Within each cell - too small for my camera - is a triad of LEDs, RGB. These are modulated to produce any colour combination. Just as the image is produced on a TV. Are they used on TV’s? No not yet as the triads cannot be produced reliably enough for a TV screen. What is advertised as an LED TV is a back lit liquid crystal display which I’m coming to next.


High Output LEDs

There is great interest for LED lighting as it is becoming bright and higher outputs are becoming available for use at mains voltages. Currently about 200 Lumens/Watt is possible. This is a similar output to fluorescent lamps but more compact, instant starting, and a 25 year life!

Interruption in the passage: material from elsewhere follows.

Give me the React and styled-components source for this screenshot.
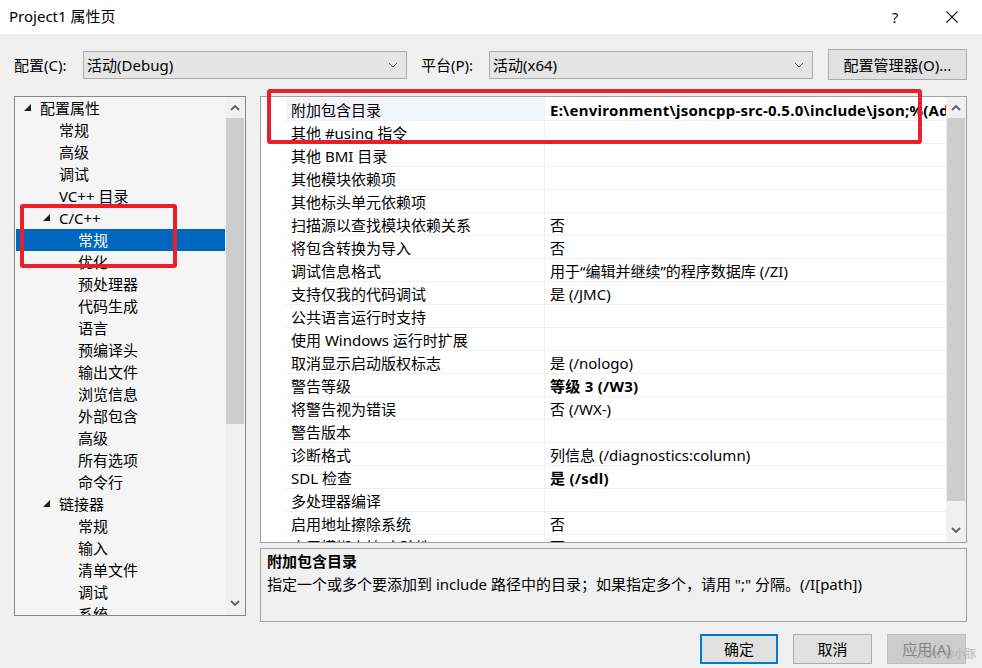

This lamp has 38 individual LEDs. They are used for signs everywhere in a range of colours, eg, traffic lights, the front of busses and increasingly at the front and rear of cars.


More LED Lights

Likely to overtake fluorescents as they are less hazardous as waste - no mercury vapour. However Watts are Watts and LED’ use is limited where power is restricted. They are not efficient when used on battery power and displays with lower power consumption are useful in these applications. Liquid Crystals fulfil this need.


Car Display

Liquid crystal light bending properties were discovered in 1888 using chloresterol extracted from carrots. The crystals naturally twist light as it passes through the material. Later it was found that if a voltage is applied across the crystal they rotate to untwist the passage of light.

Marconi patented a Liquid Crystal Light Valve in 1936. Displays were invented in 1962 by Richard Williams of RCA who exploited the effect of applying voltages to liquid crystals. This work was in parallel with that of RRE at the same time. The display was the subject of a Swiss patent in 1970 and licenced shortly afterwards for use in digital watches. How does it work?


Liquid Crystal Construction

The display consists of multiple thin layers:

1. Polarizing filter film with a vertical axis to polarize light as it enters.

2. Glass substrate with electrodes. The shapes of these electrodes will determine the shapes that will appear when the LCD is turned ON.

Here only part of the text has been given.